Article
Knowledge Management Research & Practice (2007) 5, 3–12. doi:10.1057/palgrave.kmrp.8500118
Reproducing knowledge: Xerox and the story of knowledge management
Andrew Cox1
1Knowledge and Information Management Research Group, Department of Information Studies, University of Sheffield, Sheffield, U.K.
Correspondence: Andrew Cox, Knowledge and Information Management Research Group, Department of Information Studies, University of Sheffield, Sheffield S10 2TN, U.K. Tel: +44 114 222 6347; E-mail: A.M.Cox@sheffield.ac.uk
Received 20 July 2006; Accepted 6 November 2006.
Abstract
This paper is a commentary on discursive transformations that occur in stories told about Xerox's photocopier technicians, comparing particularly Orr's brilliant ethnographic study and a later management case study.

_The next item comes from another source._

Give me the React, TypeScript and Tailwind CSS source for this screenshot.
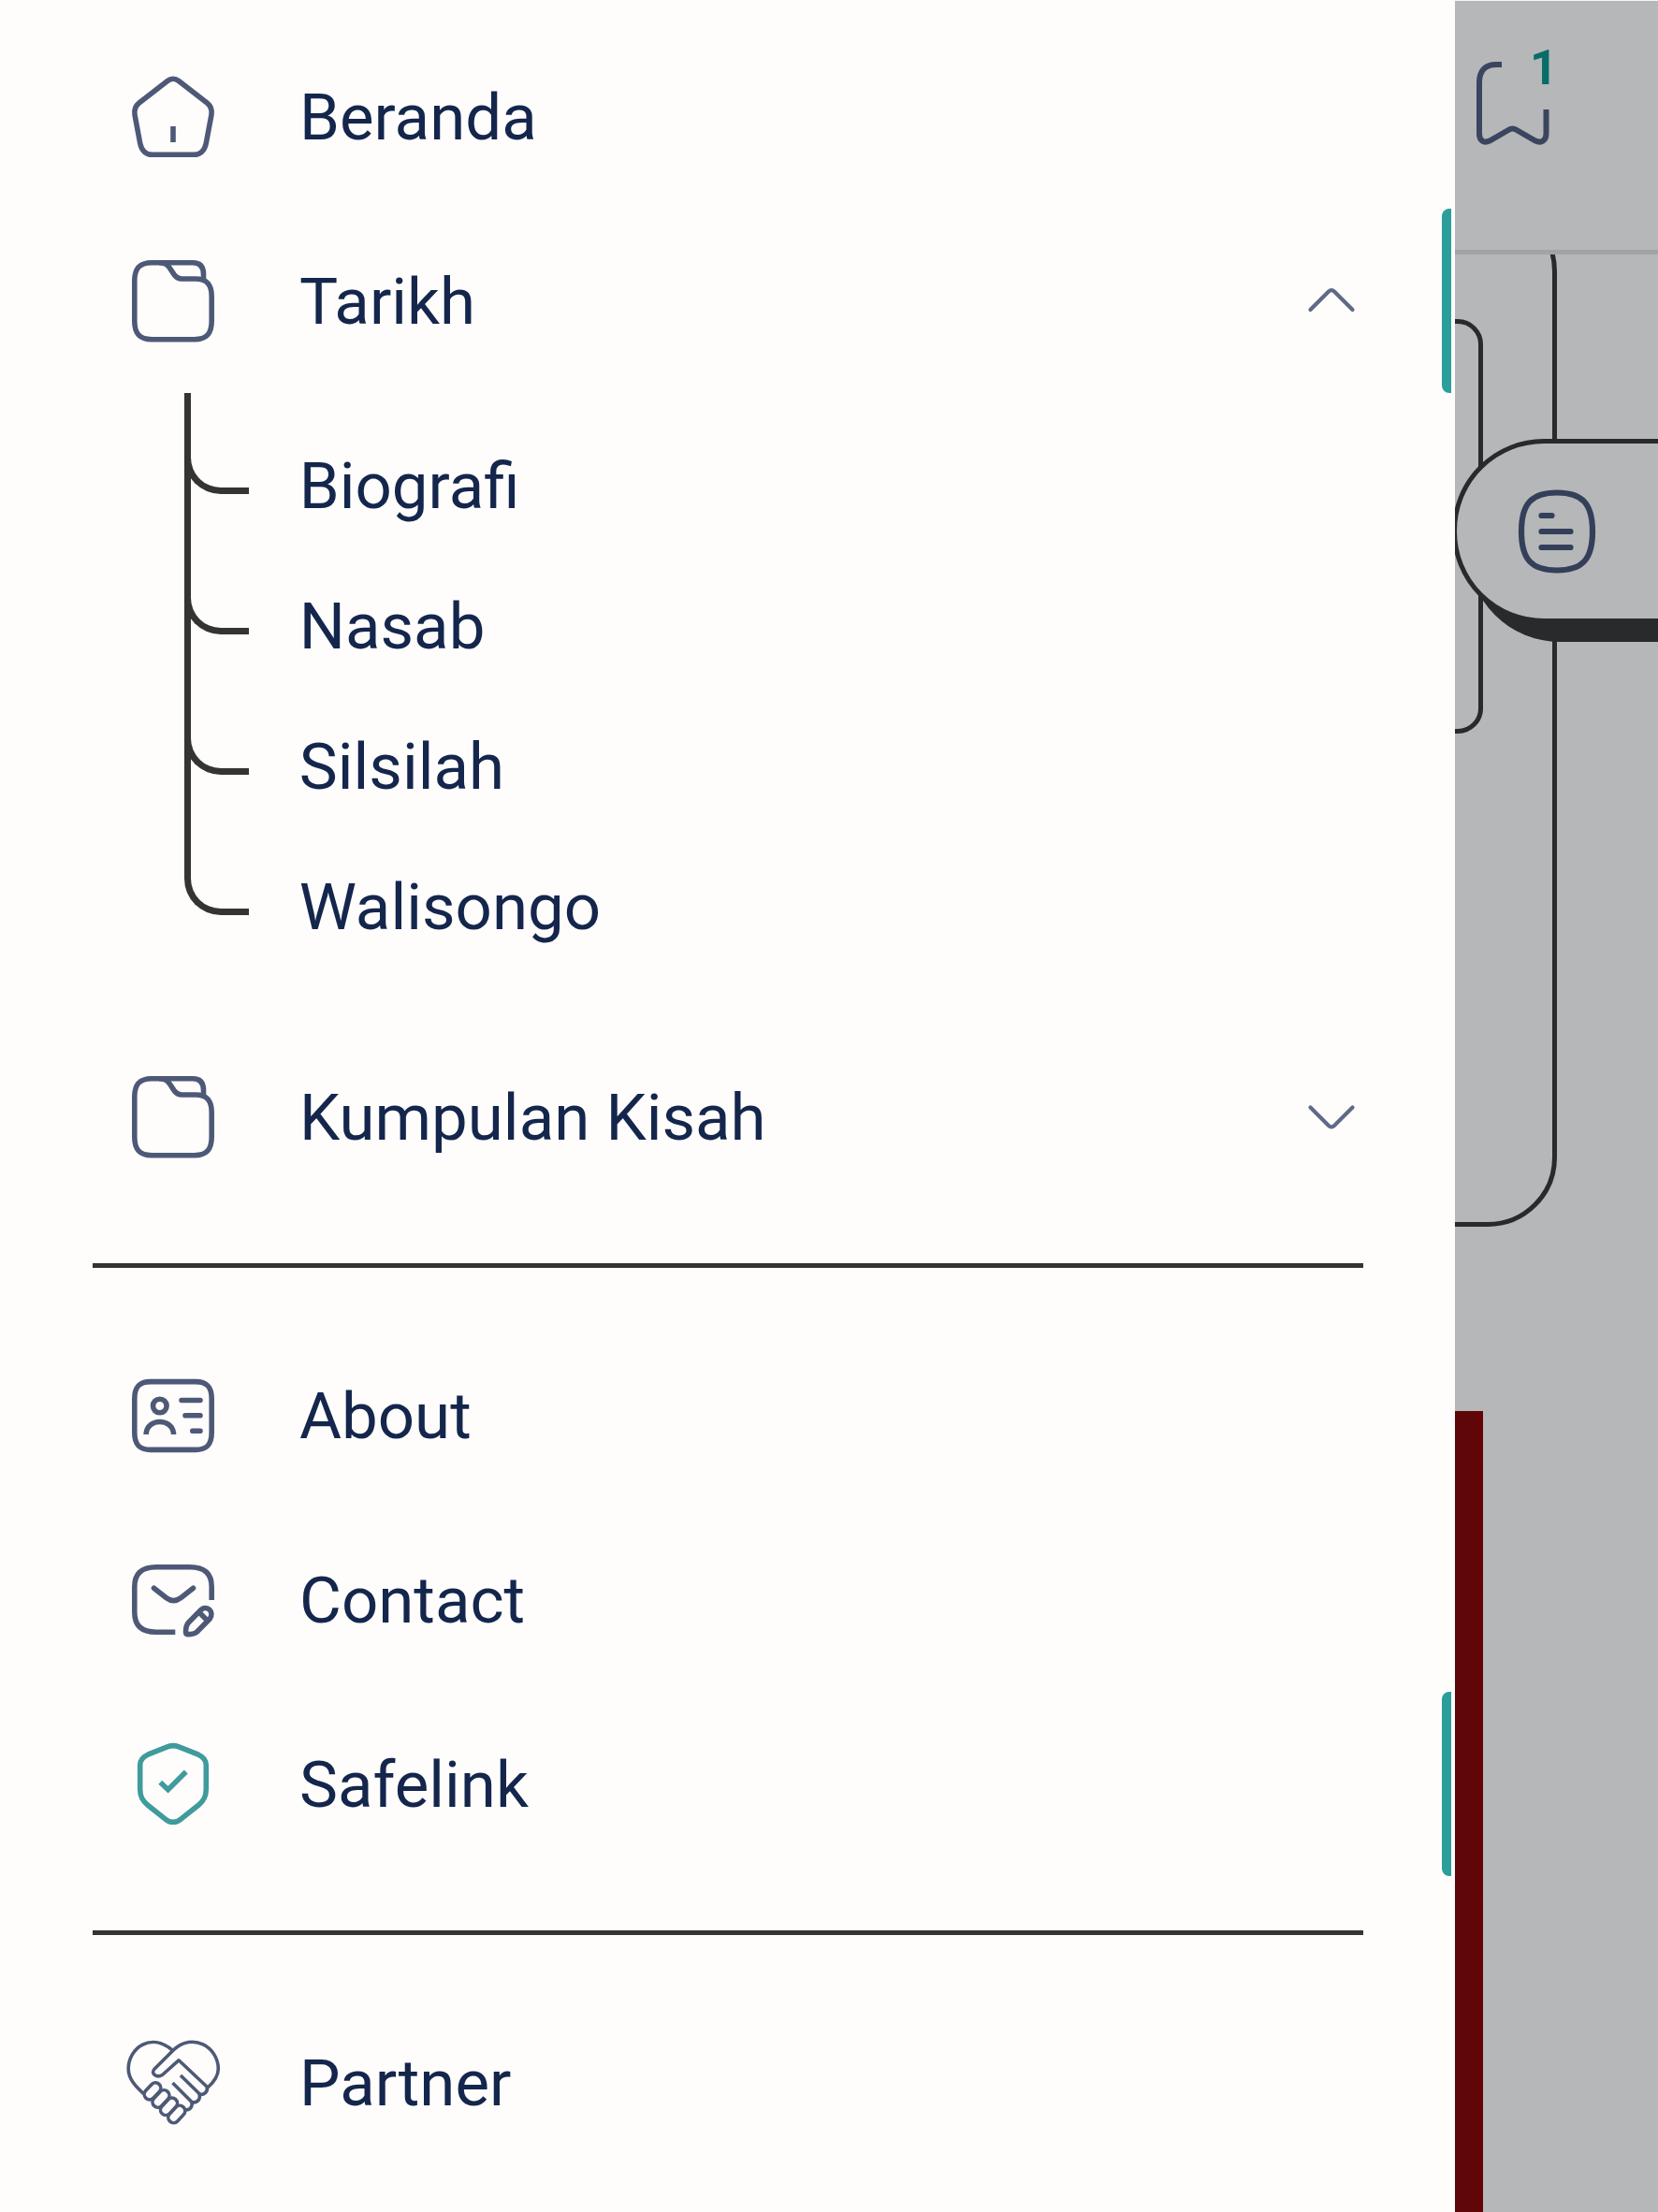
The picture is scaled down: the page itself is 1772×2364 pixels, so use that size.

It argues that significant shifts take place in how knowledge is understood between these accounts so that what begins as elusive, oral, improvised and social becomes increasingly presented as encodable in a structured database, countable, auditable, individualistic. These ideological transformations seem much to do with Xerox's own historic need to rebrand itself, and simply to sell a commercial product. Thus, how knowledge is represented and what knowledge management might mean seems to be heavily influenced by corporate vested interests. The paper stresses the need to capture complexity in case studies if they are to promote a realistic or critical understanding of the organisation.